Industry Attractiveness

A common deterrent of people wanting to enter the construction industry is the general misconceptions associated with it. A study done on the sociology of the construction industry workforce demonstrated that the construction industry was distinctive in the uniqueness of the job and its resulting personal satisfaction for the worker when compared to the industrial industry (Borcherding, 1972). The industry as a whole needs to concentrate on improving the image of construction, but it also needs to focus on putting forth a maximum effort on improving training capacity, enhancing wages, benefits, and working conditions.

Research Design

Participants have been identified as either being a employee in a supervisor role of a company represented by the Construction Association of Thunder Bay or a person employed in NWO, in one of the 33 defined trades and occupation list as set forth by BuildForce Canada. Furthermore, Guidance Councillors, Academic Advisors, or persons in a similar roles at Secondary Schools in NWO have been identified as candidates for the research due to the familiarity with student's post-secondary decisions.

The definition of the geographic region include in this analysis was determined by the availability and reliability of data.
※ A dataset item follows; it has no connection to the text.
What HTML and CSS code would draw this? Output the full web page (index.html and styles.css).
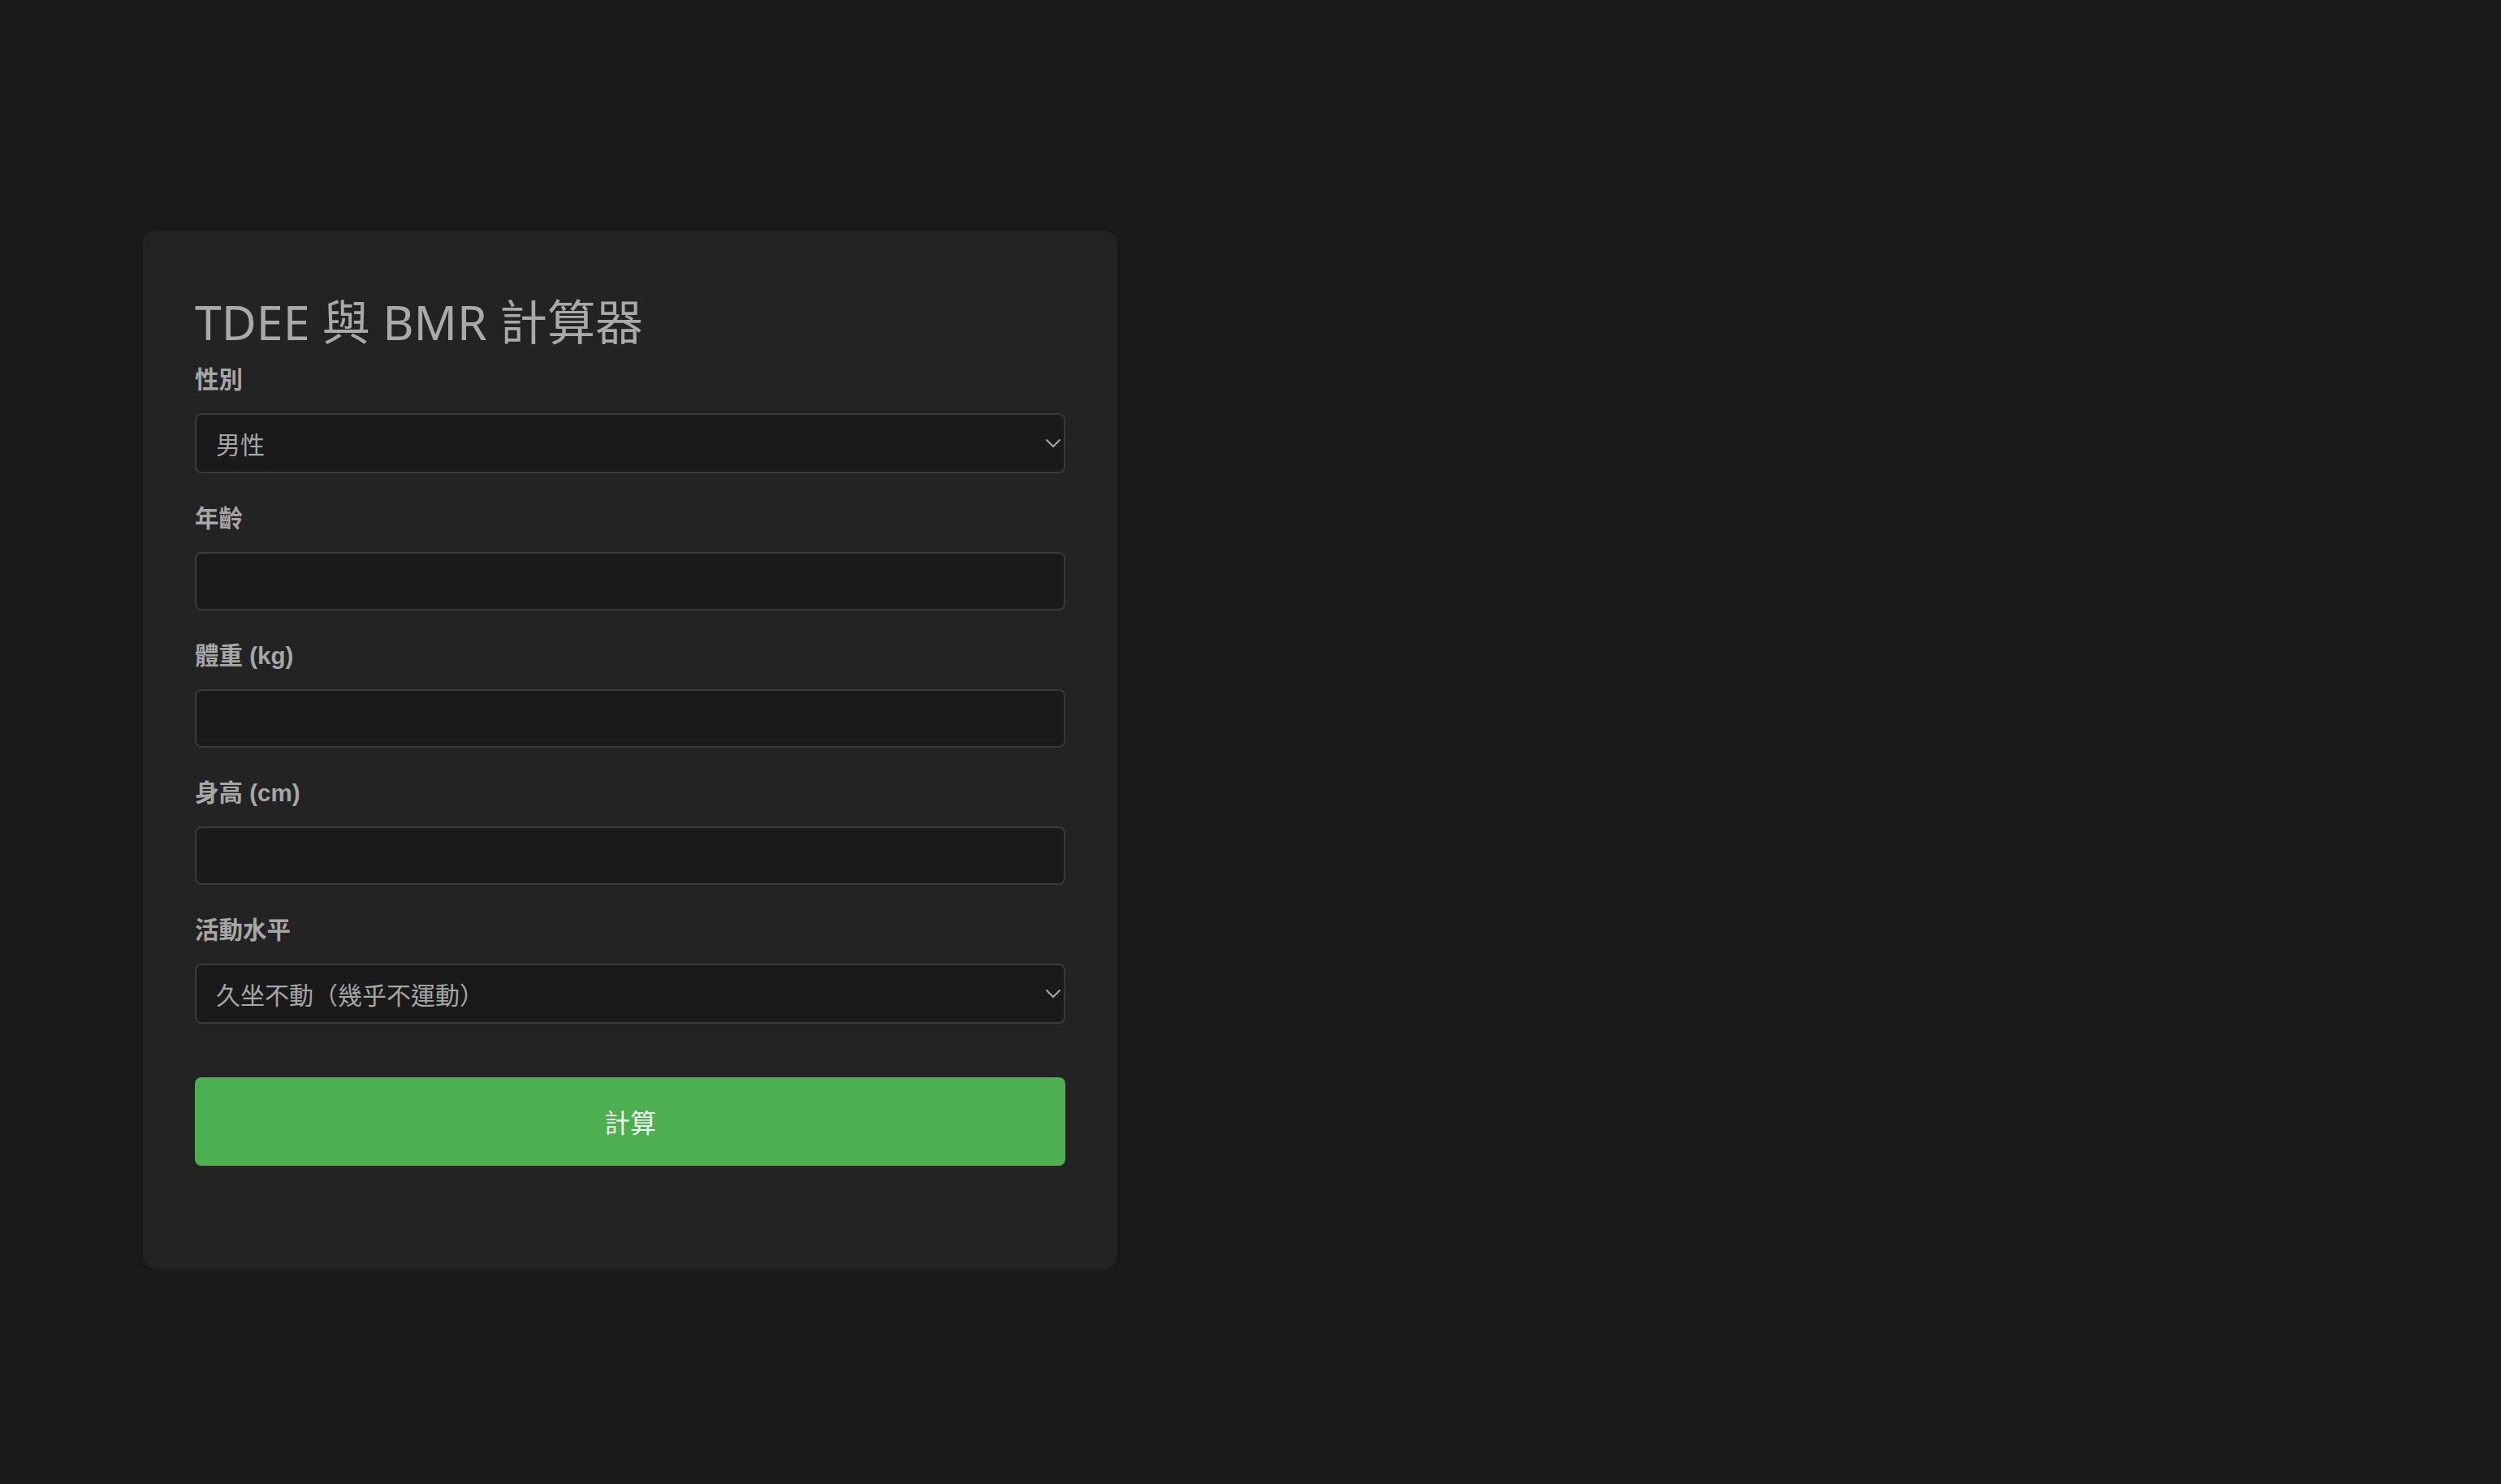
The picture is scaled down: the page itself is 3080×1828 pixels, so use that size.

For this analysis, Statistics Canada's Economic Region 3595, including the following three Census divisions, defines the Northwest region: Thunder Bay District (3558), Rainy River District (3559), and Kenora District (3560).

Surveys will be used to solicit information on the demographics of construction firms, company perceptions of the current shortage of labour, areas where the shortage exists, and the extent that shortages have/will impact the companies. The survey also will ask about company recruitment plans that have been implemented, and the success of these efforts. Through the data obtained from the surveys, the report will outline current efforts for improving the labour force shortage and provide suggestions for recruitment and retention of the construction trade labour force.